The fact that Mr. Hitler refused to receive our colored athletes because they were “non-Aryan” should not disturb the American people. Our athletes, dark or white, are not in Germany to pay tribute to Hitler, so it makes no difference whether he pays honor to some of them. For we know that a really “big man” would not indulge in such pettiness to exploit his political dislikes or use international games to express them.
Mrs. C.W. Boulson of Rolla is visiting this week with her son, Charles, in the home of Mr. and Mrs. H.M. Curnutt. C.W. Boulson, who is expected to join his wife Sunday, is a cousin of Mrs. Curnutt.
ICE COLD SODA POP –– At the Exchange every day, 4 cents per bottle, 3 for 10¢.
Mr. and Mrs. Jess Irwin of this city resumed their teaching Monday at the Kolb school near Squires, following their summer vacation.
An outing and picnic was enjoyed Sunday at Branson by Mr. and Mrs. J.R. Spurlock, Mr. and Mrs. Murley Grabeel and daughter, and Royce Cline Waters.
ARNO –– Murrel Hartley has bought the stock of goods at the old Arno Store from W. J. Hicks. Mr. Hartley took charge of the store August 8th.
Mrs. Cora Prock and Edna Byerley attended the Ozark Summit exposition in Mansfield last week.
GIRDNER –– The stork made a visit to our community last week leaving a boy at the home of Mr. and Mrs. Everett Porter and a boy at the home of Mr. and Mrs. Robert Durham.
100 Years Ago
August 24, 1911
A letter received by J.L.B. Harnden yesterday states that A.W. Smith, of Topeka Kansas, will be with us during the Old Soldiers Reunion. Mr. Smith is one of the few survivors of the Andersonville prison, having served 19 months in the prison pen. He is an excellent speaker and will deliver some addresses.
The Douglas County Normal will open next Monday. Get your children ready for school and keep them there. The law of the state compels every child between the age of 8 and 14 years to attend school. The school commissioner and Prosecuting Attorney say they are going to enforce this law. This last statement might also apply to every district in the county.
E.A. Bristol and a few others who happened to be up in the night last Thursday night, had the pleasure of seeing a beautiful rainbow by the moon light. Mr. Bristol says that this is the first time he ever saw such a sight.
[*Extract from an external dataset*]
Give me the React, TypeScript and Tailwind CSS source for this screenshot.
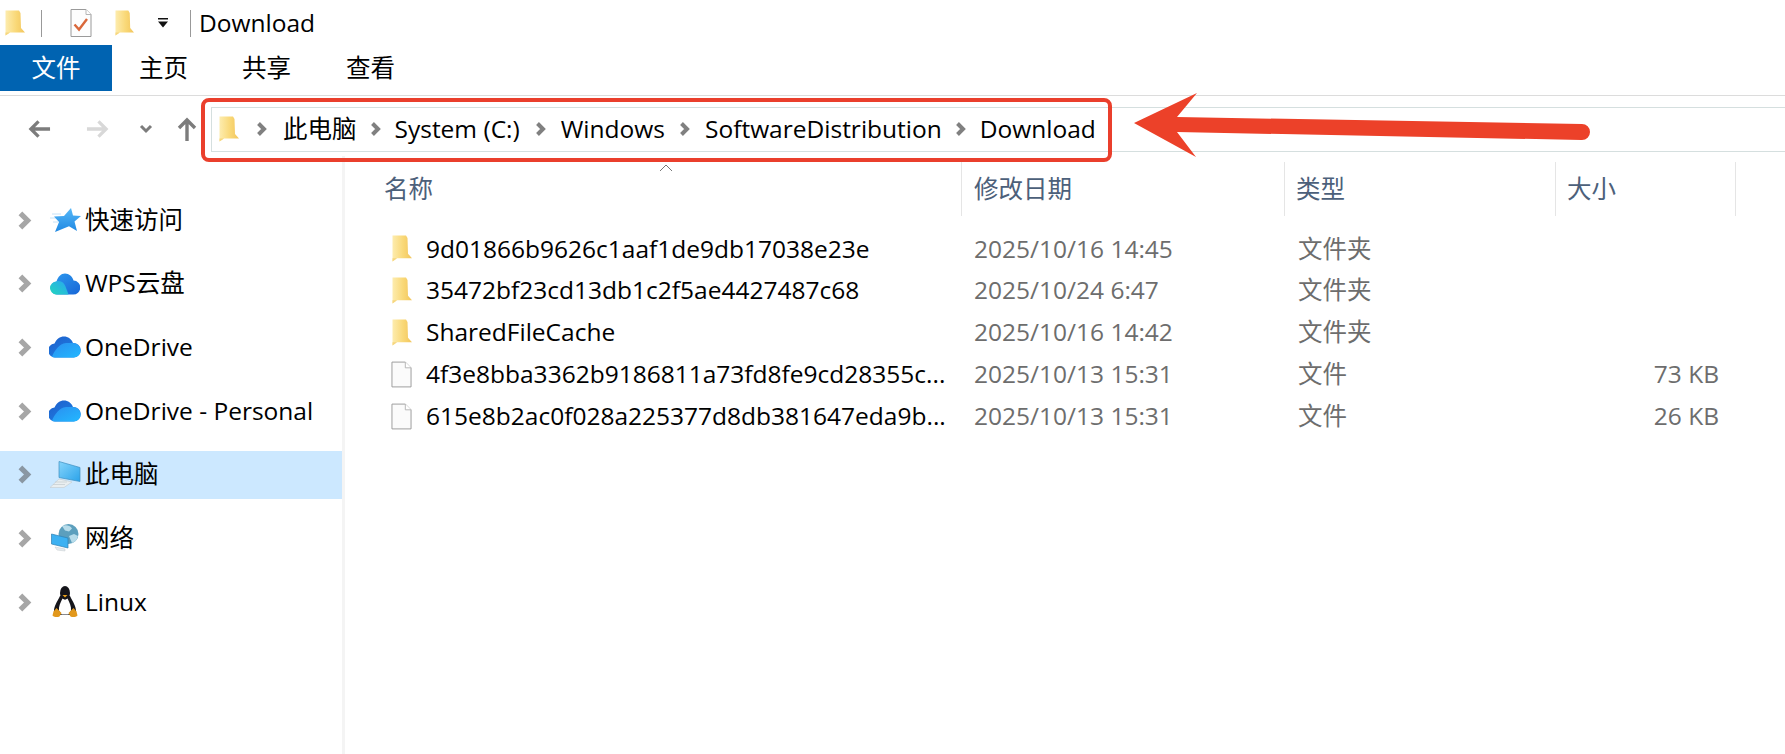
import React from "react";

const FolderIcon = ({ className = "w-[20px] h-[26px]" }: { className?: string }) => (
  <svg viewBox="0 0 20 26" className={className} preserveAspectRatio="none">
    <defs>
      <linearGradient id="fold" x1="0" y1="0" x2="1" y2="0">
        <stop offset="0" stopColor="#fdecae" />
        <stop offset="0.55" stopColor="#f9d877" />
        <stop offset="1" stopColor="#f2c55c" />
      </linearGradient>
    </defs>
    <path d="M0.500 0.500h13.500l1.500 2.500.5 15 4 4.500H5L0.500 25.500z" fill="url(#fold)" />
    <path d="M0.500 22.500H5L0.500 25.500z" fill="#f6d67f" />
  </svg>
);

const FileIcon = () => (
  <svg viewBox="0 0 22 27" className="h-[27px] w-[22px]">
    <path d="M1 .5h14l6 6v20H1z" fill="#fbfbfb" stroke="#9a9a9a" />
    <path d="M15 .5v6h6" fill="#fff" stroke="#b5b5b5" />
  </svg>
);

const DocCheckIcon = () => (
  <svg viewBox="0 0 22 28" className="h-[28px] w-[22px]">
    <path d="M1 .5h15l5 5v22H1z" fill="#fdfdfd" stroke="#9a9a9a" />
    <path d="M16 .5v5h5" fill="#fff" stroke="#b5b5b5" />
    <path d="M4.500 15.500 9 20.500 17 10" fill="none" stroke="#d9673a" strokeWidth="2.400" />
  </svg>
);

// size comes from the caller
const Chevron = ({ className = "" }: { className?: string }) => (
  <svg viewBox="0 0 12 16" className={className}>
    <path d="M2.500 2.500 8 8 2.500 13.500" fill="none" stroke="currentColor" strokeWidth="4" />
  </svg>
);

const StarIcon = () => (
  <svg viewBox="0 0 32 24" className="h-[24px] w-[32px]">
    <defs>
      <linearGradient id="star" x1="0" y1="0" x2="0" y2="1">
        <stop offset="0" stopColor="#56b8f8" />
        <stop offset="1" stopColor="#1f88e2" />
      </linearGradient>
    </defs>
    <path d="M3 6h9M1 10h8M4 14h5" stroke="#c6e2f7" strokeWidth="1" />
    <path d="M22 0l2 7.500L32 8l-6.500 5.500L28 23l-8-4.800L6 24l4-10L5 8.500l10-.5z" fill="url(#star)" />
  </svg>
);

const WpsCloud = () => (
  <svg viewBox="0 0 30 22" className="h-[22px] w-[30px]">
    <defs>
      <linearGradient id="wpsA" x1="0" y1="1" x2="1" y2="0">
        <stop offset="0" stopColor="#22d6bd" />
        <stop offset="1" stopColor="#2aa5f2" />
      </linearGradient>
      <linearGradient id="wpsB" x1="0" y1="0" x2="1" y2="1">
        <stop offset="0" stopColor="#2e9bf0" />
        <stop offset="1" stopColor="#1766d6" />
      </linearGradient>
    </defs>
    <path d="M8 21.500a6.500 6.500 0 0 1-1.500-13C8 3.500 11 .5 15 .5c4 0 7.500 3 8.500 7a7 7 0 0 1-.5 14z" fill="url(#wpsB)" />
    <path d="M6.500 21.500a6.500 6.500 0 0 1 0-13c4-1.500 7.500.8 9 5l3 8z" fill="url(#wpsA)" />
  </svg>
);

const OneDriveCloud = () => (
  <svg viewBox="0 0 32 22" className="h-[22px] w-[32px]">
    <defs>
      <linearGradient id="odA" x1="0" y1="0" x2="1" y2="1">
        <stop offset="0" stopColor="#1d5ecb" />
        <stop offset="1" stopColor="#1f86e8" />
      </linearGradient>
      <linearGradient id="odB" x1="0" y1="0" x2="1" y2="1">
        <stop offset="0" stopColor="#2b8ff0" />
        <stop offset="1" stopColor="#22b8ff" />
      </linearGradient>
    </defs>
    <path d="M7 21.500A7 7 0 0 1 5.500 7.500C7.500 3 11 .5 15 .5c4 0 7.500 2.500 9 6.500a7 7 0 0 1 1 14.500z" fill="url(#odA)" />
    <path d="M3 20.500C6 14 10 8 17 7l7 0a7.500 7.500 0 0 1 7.500 7.500c0 4-3 7-7 7H7c-2 0-3-.3-4-1z" fill="url(#odB)" />
  </svg>
);

const PcIcon = () => (
  <svg viewBox="0 0 32 27" className="h-[27px] w-[32px]">
    <defs>
      <linearGradient id="pc" x1="0" y1="0" x2="1" y2="1">
        <stop offset="0" stopColor="#86d4fb" />
        <stop offset="1" stopColor="#2ba3ea" />
      </linearGradient>
    </defs>
    <path d="M10 .5l21 6v14L10 16.500z" fill="url(#pc)" stroke="#3f8fc0" strokeWidth="0.700" />
    <path d="M10 18l13 3-8 5.500H1z" fill="#e9eef0" stroke="#c4cbcf" strokeWidth="0.600" />
    <path d="M6 21h12M4 23.500h12" stroke="#c4cbcf" strokeWidth="0.700" />
  </svg>
);

const NetworkIcon = () => (
  <svg viewBox="0 0 28 28" className="h-[28px] w-[28px]">
    <circle cx="17.500" cy="10" r="10" fill="#5c9fbd" />
    <path d="M11 2c4-1.500 8-.5 10 2.500l-3 3-4-1zM18 12l5-2 4 2c-1 4-3 6-6 7z" fill="#b7dcea" />
    <path d="M.5 10l16.500 4v10L.5 20z" fill="#3cb1f2" stroke="#2f80b2" strokeWidth="0.700" />
    <path d="M4 23l10 2v2l-8-1z" fill="#e6ecef" stroke="#c4cbcf" strokeWidth="0.500" />
  </svg>
);

const TuxIcon = () => (
  <svg viewBox="0 0 26 32" className="h-[32px] w-[26px]">
    <ellipse cx="13" cy="7" rx="5" ry="7" fill="#15151a" />
    <path d="M8 10C5 16 2 20 2 25l3 4h16l3-4c0-5-3-9-6-15z" fill="#15151a" />
    <path d="M10.500 12.500c-2 4-4 8-3.500 12l2.500 4h7l2.500-4c.5-4-1.500-8-3.500-12-1.500 1.500-3.500 1.500-5 0z" fill="#fff" />
    <path d="M10.500 9h5L13 11.500z" fill="#e8a01c" />
    <path d="M4.500 22l5 5-2 3.500c-2.500 1.200-5.500.5-7-1L1.500 25.500z" fill="#e2981c" />
    <path d="M21.500 22l-5 5 2 3.500c2.500 1.200 5.500.5 7-1L24.500 25.500z" fill="#e2981c" />
  </svg>
);

const navItems: { label: string; icon: React.ReactNode; active?: boolean }[] = [
  { label: "快速访问", icon: <StarIcon /> },
  { label: "WPS云盘", icon: <WpsCloud /> },
  { label: "OneDrive", icon: <OneDriveCloud /> },
  { label: "OneDrive - Personal", icon: <OneDriveCloud /> },
  { label: "此电脑", icon: <PcIcon />, active: true },
  { label: "网络", icon: <NetworkIcon /> },
  { label: "Linux", icon: <TuxIcon /> },
];

const files = [
  { name: "9d01866b9626c1aaf1de9db17038e23e", date: "2025/10/16 14:45", type: "文件夹", size: "", dir: true },
  { name: "35472bf23cd13db1c2f5ae4427487c68", date: "2025/10/24 6:47", type: "文件夹", size: "", dir: true },
  { name: "SharedFileCache", date: "2025/10/16 14:42", type: "文件夹", size: "", dir: true },
  { name: "4f3e8bba3362b9186811a73fd8fe9cd28355c...", date: "2025/10/13 15:31", type: "文件", size: "73 KB", dir: false },
  { name: "615e8b2ac0f028a225377d8db381647eda9b...", date: "2025/10/13 15:31", type: "文件", size: "26 KB", dir: false },
];

const crumbs = [
  { label: "此电脑", chevron: "ml-[17px]", text: "ml-[15px]" },
  { label: "System (C:)", chevron: "mx-[13px]", text: "" },
  { label: "Windows", chevron: "ml-[15px] mr-[14px]", text: "" },
  { label: "SoftwareDistribution", chevron: "mx-[14px]", text: "" },
  { label: "Download", chevron: "mx-[13px]", text: "" },
];

export default function App() {
  return (
    <div className="relative h-[754px] w-[1785px] overflow-hidden bg-white font-['Open_Sans','Noto_Sans_CJK_SC',sans-serif] text-[24.500px] text-black">
      {/* title bar */}
      <div className="flex h-[45px] items-center pl-[5px] pt-[1px]">
        <FolderIcon className="h-[26px] w-[20px]" />
        <div className="ml-[16px] h-[27px] w-px bg-[#999]" />
        <div className="ml-[28px]"><DocCheckIcon /></div>
        <div className="ml-[23px]"><FolderIcon className="h-[26px] w-[19px]" /></div>
        <svg viewBox="0 0 12 10" className="ml-[23px] h-[10px] w-[12px]">
          <path d="M1 0h10v1.500H1zM1 3.500h10L6 9.500z" fill="#111" />
        </svg>
        <div className="ml-[21px] h-[27px] w-px bg-[#999]" />
        <span className="ml-[8px]">Download</span>
      </div>

      {/* ribbon tabs */}
      <div className="flex h-[51px] border-b border-[#dcdcdc] pb-[4px]">
        <div className="flex w-[112px] items-center justify-center bg-[#0063b1] text-white">文件</div>
        <div className="ml-[27px] flex items-center">主页</div>
        <div className="ml-[54px] flex items-center">共享</div>
        <div className="ml-[55px] flex items-center">查看</div>
      </div>

      {/* nav + address */}
      <div className="flex h-[60px] items-center pt-[6px]">
        <div className="flex w-[211px] items-center pl-[28px] text-[#7c7c7c]">
          <svg viewBox="0 0 24 20" className="h-[20px] w-[23px]">
            <path d="M23 10H4M11 2l-8 8 8 8" fill="none" stroke="currentColor" strokeWidth="3.400" />
          </svg>
          <svg viewBox="0 0 24 20" className="ml-[35px] h-[20px] w-[23px] text-[#d8d8d8]">
            <path d="M1 10h19M13 2l8 8-8 8" fill="none" stroke="currentColor" strokeWidth="3.400" />
          </svg>
          <svg viewBox="0 0 14 10" className="ml-[30px] h-[10px] w-[14px]">
            <path d="M2 2l5 5 5-5" fill="none" stroke="currentColor" strokeWidth="3" />
          </svg>
          <svg viewBox="0 0 20 24" className="ml-[24px] h-[24px] w-[20px]">
            <path d="M10 24V4M2 11l8-8 8 8" fill="none" stroke="currentColor" strokeWidth="3.400" />
          </svg>
        </div>
        <div className="flex h-[45px] flex-1 items-center border-y border-l border-[#d5dfdf] pl-[7px]">
          <FolderIcon className="h-[26px] w-[20px]" />
          {crumbs.map((c) => (
            <React.Fragment key={c.label}>
              <Chevron className={`h-[16px] w-[12px] text-[#808080] ${c.chevron}`} />
              <span className={c.text}>{c.label}</span>
            </React.Fragment>
          ))}
        </div>
      </div>

      <div className="flex">
        {/* sidebar */}
        <div className="flex h-[599px] w-[345px] flex-col gap-[15.700px] border-r-[3px] border-[#f4f4f4] pt-[40px]">
          {navItems.map((n) => (
            <div
              key={n.label}
              className={`flex h-[48px] items-center ${n.active ? "bg-[#cce8ff] text-black" : ""}`}
            >
              <Chevron className={`ml-[17px] h-[21px] w-[16px] ${n.active ? "text-[#8a97a3]" : "text-[#a6a6a6]"}`} />
              <div className="ml-[13px] flex w-[38px] justify-center">{n.icon}</div>
              <span className="ml-[1px]">{n.label}</span>
            </div>
          ))}
        </div>

        {/* file list */}
        <div className="relative flex-1">
          <div className="grid h-[60px] grid-cols-[617px_323px_271px_180px] pt-[6px] text-[#4c607a]">
            <div className="flex items-center border-r border-[#e5e5e5] pl-[39px]">名称</div>
            <div className="flex items-center border-r border-[#e5e5e5] pl-[12px]">修改日期</div>
            <div className="flex items-center border-r border-[#e5e5e5] pl-[11px]">类型</div>
            <div className="flex items-center border-r border-[#e5e5e5] pl-[11px]">大小</div>
          </div>
          <div className="mt-[12px] flex flex-col">
            {files.map((f) => (
              <div key={f.name} className="grid h-[41.800px] grid-cols-[617px_323px_271px_180px] items-center">
                <div className="flex items-center pl-[46px]">
                  <div className="flex w-[21px] justify-center">
                    {f.dir ? <FolderIcon className="h-[27px] w-[20px]" /> : <FileIcon />}
                  </div>
                  <span className="ml-[14px] whitespace-nowrap">{f.name}</span>
                </div>
                <div className="pl-[12px] text-[#6d6d6d]">{f.date}</div>
                <div className="pl-[13px] text-[#6d6d6d]">{f.type}</div>
                <div className="pr-[17px] text-right text-[#6d6d6d]">{f.size}</div>
              </div>
            ))}
          </div>
        </div>
      </div>

      {/* sort caret */}
      <svg viewBox="0 0 14 8" className="absolute left-[659px] top-[164px] h-[8px] w-[14px]">
        <path d="M1 7l6-6 6 6" fill="none" stroke="#777" strokeWidth="1" />
      </svg>

      {/* annotation: red box and arrow */}
      <div className="absolute left-[201px] top-[98px] h-[64px] w-[911px] rounded-[8px] border-[4px] border-[#ea3f2c]" />
      <svg viewBox="0 0 1785 754" className="pointer-events-none absolute left-0 top-0 h-[754px] w-[1785px]">
        <path d="M1134 123 1197 93 1177 117 1582 124a8 8 0 0 1 0 16L1177 132 1196 157z" fill="#ec4129" />
      </svg>
    </div>
  );
}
Good Housekeepers always insist on using the very best materials for all kinds of housework and this is largely responsible for the reputation they enjoy among their neighbors. Good work and good results are impossible with poor materials. This applies particularly to laundry work. To get that fresh, crisp, dainty, snow-white effect on clothes so much desired by all women, go to your grocer, ask for and insist on getting a large 16 ounce package for 10 cents and use Defiance Starch.
James Sloan, of Topaz, was in Ava last week looking after some business. He informs us that he has sold his place to Jim Bittick, and he will move to Oregon County to make his future home.
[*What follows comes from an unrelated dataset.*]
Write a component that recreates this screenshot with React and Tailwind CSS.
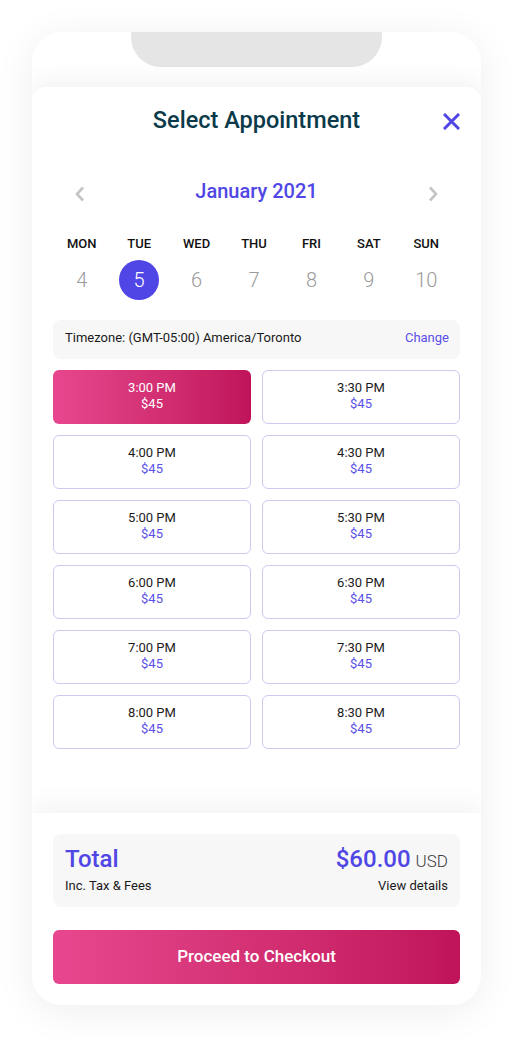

London, England –– An industrial war has been declared and the employees on all the railway lines of the United Kingdom will be called out at once.
Meadow fescue is of little value for temporary seeding since it takes about three years for the plants to get well established. On rich soils that do not dry out it gives good results, the plants being relished by all farm stock. It should have a place in all permanent pasture mixtures.
The anti-saloon contest waged by the churches and anti-saloon league at Montgomery was decided in favor of the saloons. The court held the saloons had legal petitions. Sam Jennings’s license was granted and Barnes and Hibbert’s will be granted September 9.
Fifteen bootleggers were arrested by Warrensburg officers and taken before Justice Rothwell who gave each a jail sentence ranging from six months to one years. Many of those arrested are old offenders and were out of jail on parole on former convictions. The little jail is crowded with convicted bootleggers. Peddling liquor is becoming so common among the population in the county and convictions and jail sentences serve so little purpose that the taxpayers are urging the county court to hire guards and put those sentenced to jail to work on the public highways.